# DATA LINES
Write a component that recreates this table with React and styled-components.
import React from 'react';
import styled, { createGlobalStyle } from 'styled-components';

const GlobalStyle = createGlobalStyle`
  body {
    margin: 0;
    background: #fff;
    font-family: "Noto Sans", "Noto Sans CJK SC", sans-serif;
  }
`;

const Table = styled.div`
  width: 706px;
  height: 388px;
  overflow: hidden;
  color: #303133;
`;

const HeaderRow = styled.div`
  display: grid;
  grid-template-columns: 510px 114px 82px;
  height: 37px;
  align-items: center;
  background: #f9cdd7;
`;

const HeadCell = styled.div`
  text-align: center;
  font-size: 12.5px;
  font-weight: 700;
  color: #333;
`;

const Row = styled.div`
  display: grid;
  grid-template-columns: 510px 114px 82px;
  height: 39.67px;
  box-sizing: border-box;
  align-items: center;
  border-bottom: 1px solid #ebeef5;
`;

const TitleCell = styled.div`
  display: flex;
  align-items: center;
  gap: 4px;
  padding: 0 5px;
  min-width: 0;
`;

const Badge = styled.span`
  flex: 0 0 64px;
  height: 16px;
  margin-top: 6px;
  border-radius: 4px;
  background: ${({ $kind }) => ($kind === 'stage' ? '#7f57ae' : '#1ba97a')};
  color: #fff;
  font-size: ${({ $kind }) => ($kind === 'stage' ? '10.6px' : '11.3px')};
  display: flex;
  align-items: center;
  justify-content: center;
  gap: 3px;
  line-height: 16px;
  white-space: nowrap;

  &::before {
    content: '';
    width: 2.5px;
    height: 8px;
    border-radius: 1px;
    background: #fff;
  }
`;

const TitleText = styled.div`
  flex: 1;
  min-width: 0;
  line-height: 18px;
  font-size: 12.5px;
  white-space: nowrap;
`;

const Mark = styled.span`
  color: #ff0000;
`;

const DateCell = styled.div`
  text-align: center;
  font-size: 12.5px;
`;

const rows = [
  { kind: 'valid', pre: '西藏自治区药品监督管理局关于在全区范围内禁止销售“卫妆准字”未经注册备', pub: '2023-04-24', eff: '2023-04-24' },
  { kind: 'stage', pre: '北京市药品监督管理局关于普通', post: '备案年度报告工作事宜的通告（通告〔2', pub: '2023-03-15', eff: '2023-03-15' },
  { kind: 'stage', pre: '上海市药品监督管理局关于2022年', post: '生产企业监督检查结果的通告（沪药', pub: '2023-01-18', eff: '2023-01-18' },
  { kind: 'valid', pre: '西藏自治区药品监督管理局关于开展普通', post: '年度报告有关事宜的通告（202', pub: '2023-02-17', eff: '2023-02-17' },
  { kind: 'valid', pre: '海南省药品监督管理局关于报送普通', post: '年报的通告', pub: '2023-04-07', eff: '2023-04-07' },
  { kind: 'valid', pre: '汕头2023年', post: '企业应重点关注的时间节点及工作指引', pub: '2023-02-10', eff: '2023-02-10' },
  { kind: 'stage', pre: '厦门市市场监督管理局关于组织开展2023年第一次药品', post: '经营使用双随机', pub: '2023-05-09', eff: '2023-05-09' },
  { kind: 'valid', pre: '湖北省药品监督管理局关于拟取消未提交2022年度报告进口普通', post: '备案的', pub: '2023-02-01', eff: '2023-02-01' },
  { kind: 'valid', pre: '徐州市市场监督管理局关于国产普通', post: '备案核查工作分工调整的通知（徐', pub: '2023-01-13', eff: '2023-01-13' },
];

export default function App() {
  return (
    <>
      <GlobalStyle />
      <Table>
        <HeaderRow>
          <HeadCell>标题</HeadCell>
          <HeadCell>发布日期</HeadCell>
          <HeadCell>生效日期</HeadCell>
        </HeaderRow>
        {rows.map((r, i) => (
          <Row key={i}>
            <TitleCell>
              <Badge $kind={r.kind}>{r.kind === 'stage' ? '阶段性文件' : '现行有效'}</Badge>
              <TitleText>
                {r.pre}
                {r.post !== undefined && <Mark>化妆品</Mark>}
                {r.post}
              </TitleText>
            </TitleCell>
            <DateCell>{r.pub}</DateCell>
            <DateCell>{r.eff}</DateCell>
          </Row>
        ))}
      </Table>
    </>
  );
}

# PROBLEM STATEMENT
Copy out all of the lines above exactly.

# SOLUTION TO THIS PROBLEM
Write a component that recreates this table with React and styled-components.
import React from 'react';
import styled, { createGlobalStyle } from 'styled-components';

const GlobalStyle = createGlobalStyle`
  body {
    margin: 0;
    background: #fff;
    font-family: "Noto Sans", "Noto Sans CJK SC", sans-serif;
  }
`;

const Table = styled.div`
  width: 706px;
  height: 388px;
  overflow: hidden;
  color: #303133;
`;

const HeaderRow = styled.div`
  display: grid;
  grid-template-columns: 510px 114px 82px;
  height: 37px;
  align-items: center;
  background: #f9cdd7;
`;

const HeadCell = styled.div`
  text-align: center;
  font-size: 12.5px;
  font-weight: 700;
  color: #333;
`;

const Row = styled.div`
  display: grid;
  grid-template-columns: 510px 114px 82px;
  height: 39.67px;
  box-sizing: border-box;
  align-items: center;
  border-bottom: 1px solid #ebeef5;
`;

const TitleCell = styled.div`
  display: flex;
  align-items: center;
  gap: 4px;
  padding: 0 5px;
  min-width: 0;
`;

const Badge = styled.span`
  flex: 0 0 64px;
  height: 16px;
  margin-top: 6px;
  border-radius: 4px;
  background: ${({ $kind }) => ($kind === 'stage' ? '#7f57ae' : '#1ba97a')};
  color: #fff;
  font-size: ${({ $kind }) => ($kind === 'stage' ? '10.6px' : '11.3px')};
  display: flex;
  align-items: center;
  justify-content: center;
  gap: 3px;
  line-height: 16px;
  white-space: nowrap;

  &::before {
    content: '';
    width: 2.5px;
    height: 8px;
    border-radius: 1px;
    background: #fff;
  }
`;

const TitleText = styled.div`
  flex: 1;
  min-width: 0;
  line-height: 18px;
  font-size: 12.5px;
  white-space: nowrap;
`;

const Mark = styled.span`
  color: #ff0000;
`;

const DateCell = styled.div`
  text-align: center;
  font-size: 12.5px;
`;

const rows = [
  { kind: 'valid', pre: '西藏自治区药品监督管理局关于在全区范围内禁止销售“卫妆准字”未经注册备', pub: '2023-04-24', eff: '2023-04-24' },
  { kind: 'stage', pre: '北京市药品监督管理局关于普通', post: '备案年度报告工作事宜的通告（通告〔2', pub: '2023-03-15', eff: '2023-03-15' },
  { kind: 'stage', pre: '上海市药品监督管理局关于2022年', post: '生产企业监督检查结果的通告（沪药', pub: '2023-01-18', eff: '2023-01-18' },
  { kind: 'valid', pre: '西藏自治区药品监督管理局关于开展普通', post: '年度报告有关事宜的通告（202', pub: '2023-02-17', eff: '2023-02-17' },
  { kind: 'valid', pre: '海南省药品监督管理局关于报送普通', post: '年报的通告', pub: '2023-04-07', eff: '2023-04-07' },
  { kind: 'valid', pre: '汕头2023年', post: '企业应重点关注的时间节点及工作指引', pub: '2023-02-10', eff: '2023-02-10' },
  { kind: 'stage', pre: '厦门市市场监督管理局关于组织开展2023年第一次药品', post: '经营使用双随机', pub: '2023-05-09', eff: '2023-05-09' },
  { kind: 'valid', pre: '湖北省药品监督管理局关于拟取消未提交2022年度报告进口普通', post: '备案的', pub: '2023-02-01', eff: '2023-02-01' },
  { kind: 'valid', pre: '徐州市市场监督管理局关于国产普通', post: '备案核查工作分工调整的通知（徐', pub: '2023-01-13', eff: '2023-01-13' },
];

export default function App() {
  return (
    <>
      <GlobalStyle />
      <Table>
        <HeaderRow>
          <HeadCell>标题</HeadCell>
          <HeadCell>发布日期</HeadCell>
          <HeadCell>生效日期</HeadCell>
        </HeaderRow>
        {rows.map((r, i) => (
          <Row key={i}>
            <TitleCell>
              <Badge $kind={r.kind}>{r.kind === 'stage' ? '阶段性文件' : '现行有效'}</Badge>
              <TitleText>
                {r.pre}
                {r.post !== undefined && <Mark>化妆品</Mark>}
                {r.post}
              </TitleText>
            </TitleCell>
            <DateCell>{r.pub}</DateCell>
            <DateCell>{r.eff}</DateCell>
          </Row>
        ))}
      </Table>
    </>
  );
}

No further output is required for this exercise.